Originally the dataset comes in a wide format. Although I am not sure if this is what I should be doing, the first step I do is to transform the data into a long format and clean a bit the strings. This is the code for reading in the data and getting it into a long format:
jobbik <- read.csv("http://eborbath.github.io/stackoverflow/jobbik.csv")
library(tidyverse)
library(stringr)
library(igraph)
# long format
jobbik <- reshape(as.data.frame(jobbik), dir='long',
varying=list(c(3:13), c(14:24)),
v.names=c('org_names', 'org'), times = c(as.character(seq(1:11))))
jobbik$org <- str_trim(jobbik$org, side="both")
jobbik$org_names <- str_trim(jobbik$org_names, side="both")
jobbik <- jobbik %>%
filter(!(org=="no other organizer"& org_names=="")) %>%
filter(!(org=="JOBBIK"& org_names %in% c("Jobbik",
"Jobbik Magyarországért Mozgalom",
"",
"JObbik",
"jobbik",
"aktivisté Jobbiku",
"a Jobbik"))) %>%
mutate(org_names=ifelse(org_names=="", org, org_names)) %>%
distinct(.)
In the next step I want to create the network dataset. To do so, I calculate the number of times each unique organization has been involved in events with Jobbik. Add Jobbik as one side of each edge and plot the data with igraph:
network <- jobbik %>%
select(id, org_names) %>%
group_by(org_names) %>%
summarise(weight = n()) %>%
ungroup() %>%
mutate(from=1,
org_names=as.factor(org_names)) %>%
mutate(org_id=as.numeric(factor(org_names)))
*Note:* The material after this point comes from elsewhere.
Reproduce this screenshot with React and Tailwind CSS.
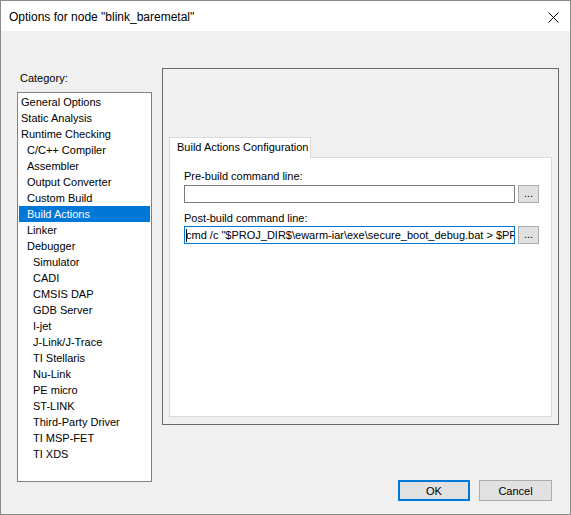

edges <- network %>% select(from, org_id, weight)
nodes <- network %>% select(org_id, org_names) %>%
mutate(org_names=as.character(org_names))
routes_igraph <- graph_from_data_frame(d = edges, vertices = nodes, directed = FALSE)
plot(routes_igraph, layout = layout_with_graphopt)
While this runs and creates the network, it only gets me the relationship between each unique organization and Jobbik, but not the relationship between these organizations, which do not involve Jobbik. I realize that the error is in the data transformation I do and I should use the event level information to calculate the number of times each organizational pair has been involved in organizing something together, then plot that data. Unfortunately, though I don't know how to get there. I am grateful for any help.